* Requirements:
Write out every line below that includes the word "this".

** Begin Exercise material **

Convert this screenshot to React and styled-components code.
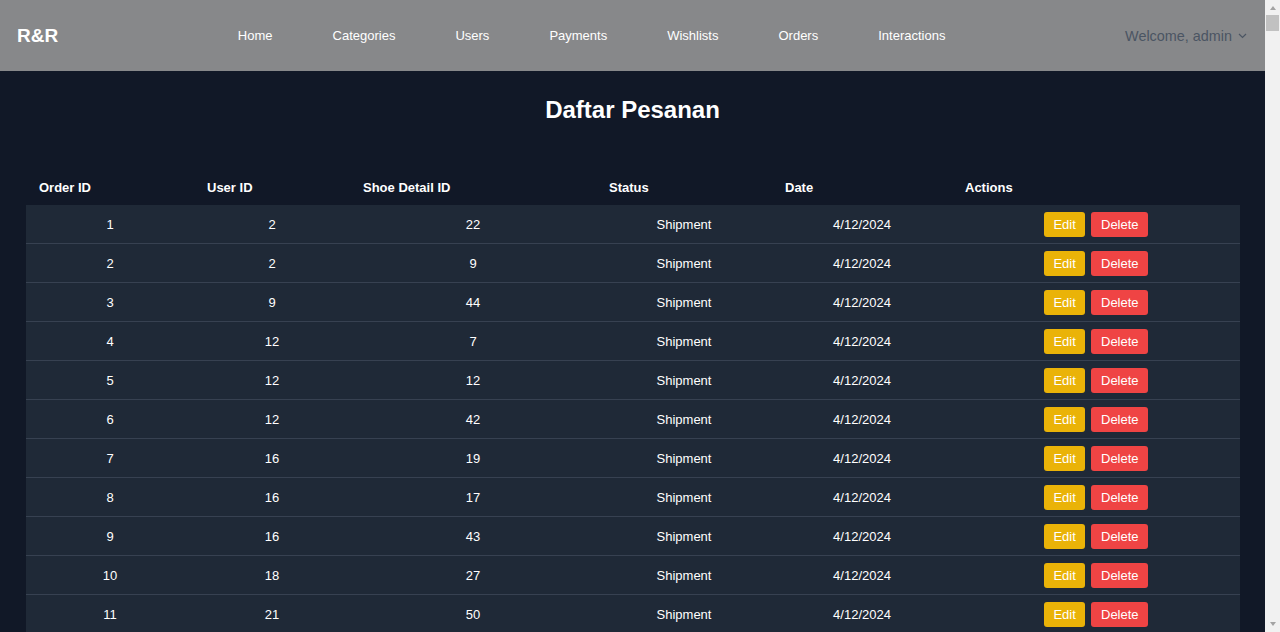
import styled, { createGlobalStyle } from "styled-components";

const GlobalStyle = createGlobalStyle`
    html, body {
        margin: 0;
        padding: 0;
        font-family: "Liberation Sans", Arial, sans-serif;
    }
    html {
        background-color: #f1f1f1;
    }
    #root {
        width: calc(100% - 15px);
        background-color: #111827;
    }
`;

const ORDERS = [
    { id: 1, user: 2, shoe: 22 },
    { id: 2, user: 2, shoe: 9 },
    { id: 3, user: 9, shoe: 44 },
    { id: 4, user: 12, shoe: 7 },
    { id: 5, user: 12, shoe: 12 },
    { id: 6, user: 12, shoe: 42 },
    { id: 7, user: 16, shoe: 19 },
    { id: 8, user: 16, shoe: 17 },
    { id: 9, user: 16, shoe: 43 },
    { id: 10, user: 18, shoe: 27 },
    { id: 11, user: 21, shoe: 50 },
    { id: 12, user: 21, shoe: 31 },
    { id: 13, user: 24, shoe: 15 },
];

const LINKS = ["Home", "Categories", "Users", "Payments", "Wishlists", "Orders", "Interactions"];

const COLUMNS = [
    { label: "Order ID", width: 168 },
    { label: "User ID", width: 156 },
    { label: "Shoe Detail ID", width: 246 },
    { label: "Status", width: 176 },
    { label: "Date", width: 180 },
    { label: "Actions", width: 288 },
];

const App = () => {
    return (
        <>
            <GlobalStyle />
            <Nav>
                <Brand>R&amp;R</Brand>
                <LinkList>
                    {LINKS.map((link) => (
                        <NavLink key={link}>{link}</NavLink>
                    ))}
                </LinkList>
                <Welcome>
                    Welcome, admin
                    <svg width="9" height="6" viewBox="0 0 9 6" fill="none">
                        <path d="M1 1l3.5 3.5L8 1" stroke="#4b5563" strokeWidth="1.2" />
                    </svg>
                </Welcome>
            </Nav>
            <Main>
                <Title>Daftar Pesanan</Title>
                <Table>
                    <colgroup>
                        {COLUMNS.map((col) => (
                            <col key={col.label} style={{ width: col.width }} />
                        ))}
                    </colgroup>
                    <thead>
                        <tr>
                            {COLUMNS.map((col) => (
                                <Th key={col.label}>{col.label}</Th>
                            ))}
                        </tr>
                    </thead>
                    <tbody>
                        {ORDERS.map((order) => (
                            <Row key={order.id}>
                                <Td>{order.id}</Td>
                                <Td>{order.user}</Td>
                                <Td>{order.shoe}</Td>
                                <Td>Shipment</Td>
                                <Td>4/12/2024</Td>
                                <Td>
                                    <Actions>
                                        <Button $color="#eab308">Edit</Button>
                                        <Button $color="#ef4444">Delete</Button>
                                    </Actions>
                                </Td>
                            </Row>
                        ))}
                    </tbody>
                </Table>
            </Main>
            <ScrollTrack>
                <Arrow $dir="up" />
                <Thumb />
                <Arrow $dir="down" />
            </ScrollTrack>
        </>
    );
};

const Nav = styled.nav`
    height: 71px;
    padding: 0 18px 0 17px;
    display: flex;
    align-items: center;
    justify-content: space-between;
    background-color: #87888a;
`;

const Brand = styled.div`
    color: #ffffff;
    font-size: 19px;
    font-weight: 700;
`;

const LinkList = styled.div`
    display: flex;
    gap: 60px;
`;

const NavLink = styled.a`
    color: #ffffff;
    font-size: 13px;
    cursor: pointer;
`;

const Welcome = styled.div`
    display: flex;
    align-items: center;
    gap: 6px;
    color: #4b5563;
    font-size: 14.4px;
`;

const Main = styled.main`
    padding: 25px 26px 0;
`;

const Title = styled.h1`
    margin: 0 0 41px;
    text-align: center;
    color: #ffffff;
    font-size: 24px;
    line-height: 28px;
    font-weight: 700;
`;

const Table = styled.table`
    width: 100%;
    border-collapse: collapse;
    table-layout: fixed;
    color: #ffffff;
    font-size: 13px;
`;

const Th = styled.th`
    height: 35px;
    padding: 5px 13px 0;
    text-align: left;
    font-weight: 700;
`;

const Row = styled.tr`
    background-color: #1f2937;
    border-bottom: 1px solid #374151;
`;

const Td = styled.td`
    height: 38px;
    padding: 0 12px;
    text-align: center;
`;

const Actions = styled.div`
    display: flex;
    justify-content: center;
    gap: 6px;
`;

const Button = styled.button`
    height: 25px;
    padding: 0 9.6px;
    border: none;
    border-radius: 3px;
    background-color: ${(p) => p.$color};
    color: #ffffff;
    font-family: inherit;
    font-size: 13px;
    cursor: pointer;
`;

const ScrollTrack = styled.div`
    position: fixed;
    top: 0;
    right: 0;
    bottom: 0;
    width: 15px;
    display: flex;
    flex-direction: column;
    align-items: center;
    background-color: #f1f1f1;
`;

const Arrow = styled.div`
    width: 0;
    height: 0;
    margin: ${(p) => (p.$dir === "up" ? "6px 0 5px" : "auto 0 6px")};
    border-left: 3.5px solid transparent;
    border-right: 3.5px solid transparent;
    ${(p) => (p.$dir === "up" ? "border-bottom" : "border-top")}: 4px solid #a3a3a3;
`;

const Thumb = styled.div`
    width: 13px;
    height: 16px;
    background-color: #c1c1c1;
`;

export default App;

** End Exercise material **
** Begin Exercise material **

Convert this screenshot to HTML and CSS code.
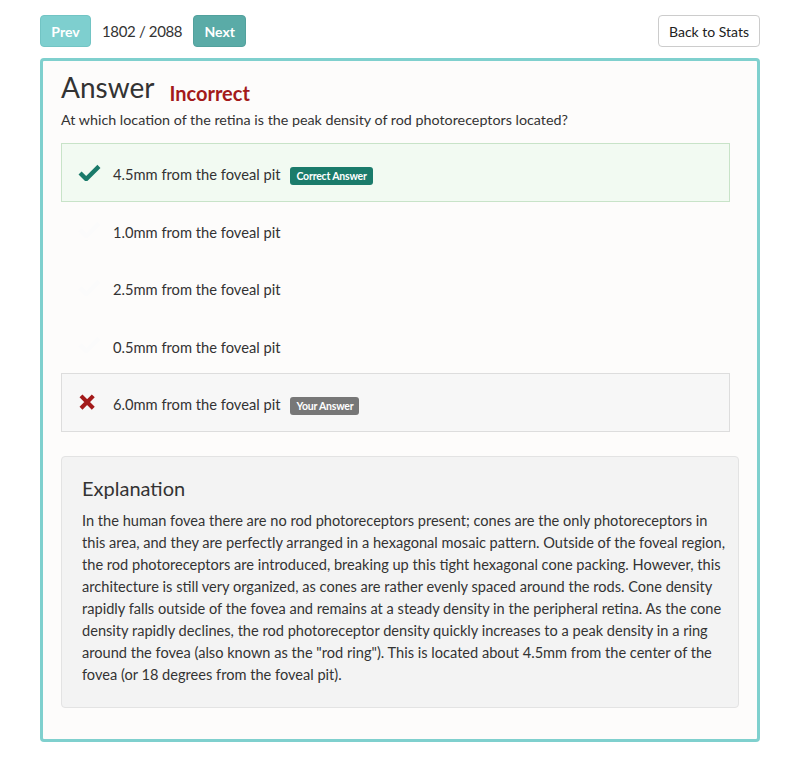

** End Exercise material **
** Begin Exercise material **

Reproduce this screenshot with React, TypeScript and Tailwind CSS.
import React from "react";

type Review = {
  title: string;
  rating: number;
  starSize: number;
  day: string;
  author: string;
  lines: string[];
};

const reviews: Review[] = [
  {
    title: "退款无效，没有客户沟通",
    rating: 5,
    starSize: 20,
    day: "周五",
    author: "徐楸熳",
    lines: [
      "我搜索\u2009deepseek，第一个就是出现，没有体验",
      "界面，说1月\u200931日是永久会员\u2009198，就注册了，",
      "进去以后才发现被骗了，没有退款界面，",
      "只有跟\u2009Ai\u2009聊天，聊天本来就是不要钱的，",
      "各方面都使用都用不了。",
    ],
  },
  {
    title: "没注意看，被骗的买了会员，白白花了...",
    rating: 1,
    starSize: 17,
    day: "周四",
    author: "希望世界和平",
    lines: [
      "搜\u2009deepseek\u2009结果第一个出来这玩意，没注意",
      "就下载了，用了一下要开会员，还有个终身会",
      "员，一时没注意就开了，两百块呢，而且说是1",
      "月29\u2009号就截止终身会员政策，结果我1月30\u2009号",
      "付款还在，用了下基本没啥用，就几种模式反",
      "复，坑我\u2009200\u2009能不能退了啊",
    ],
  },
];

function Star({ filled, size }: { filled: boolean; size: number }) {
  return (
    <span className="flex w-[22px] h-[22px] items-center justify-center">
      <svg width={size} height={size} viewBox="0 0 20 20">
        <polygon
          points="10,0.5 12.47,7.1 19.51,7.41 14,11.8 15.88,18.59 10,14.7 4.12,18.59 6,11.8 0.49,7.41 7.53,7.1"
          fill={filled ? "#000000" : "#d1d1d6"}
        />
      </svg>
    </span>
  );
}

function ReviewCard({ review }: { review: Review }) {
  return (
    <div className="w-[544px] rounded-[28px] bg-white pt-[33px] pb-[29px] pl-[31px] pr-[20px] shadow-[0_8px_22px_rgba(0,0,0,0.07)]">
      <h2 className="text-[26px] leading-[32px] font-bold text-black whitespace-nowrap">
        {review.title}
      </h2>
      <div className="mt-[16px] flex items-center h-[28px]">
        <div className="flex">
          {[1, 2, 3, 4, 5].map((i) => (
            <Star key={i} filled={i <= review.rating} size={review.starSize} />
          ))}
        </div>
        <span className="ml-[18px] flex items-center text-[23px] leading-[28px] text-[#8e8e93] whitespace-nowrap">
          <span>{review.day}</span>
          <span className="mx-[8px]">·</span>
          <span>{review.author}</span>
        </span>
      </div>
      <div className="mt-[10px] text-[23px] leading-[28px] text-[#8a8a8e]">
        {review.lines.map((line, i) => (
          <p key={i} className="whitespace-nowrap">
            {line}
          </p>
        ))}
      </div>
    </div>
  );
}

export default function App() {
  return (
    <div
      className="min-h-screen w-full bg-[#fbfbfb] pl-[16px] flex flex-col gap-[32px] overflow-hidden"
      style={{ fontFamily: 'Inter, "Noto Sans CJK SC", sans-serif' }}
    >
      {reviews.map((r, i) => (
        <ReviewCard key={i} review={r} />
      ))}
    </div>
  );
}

** End Exercise material **

* Task solution:
Convert this screenshot to React and styled-components code.
Convert this screenshot to HTML and CSS code.
Reproduce this screenshot with React, TypeScript and Tailwind CSS.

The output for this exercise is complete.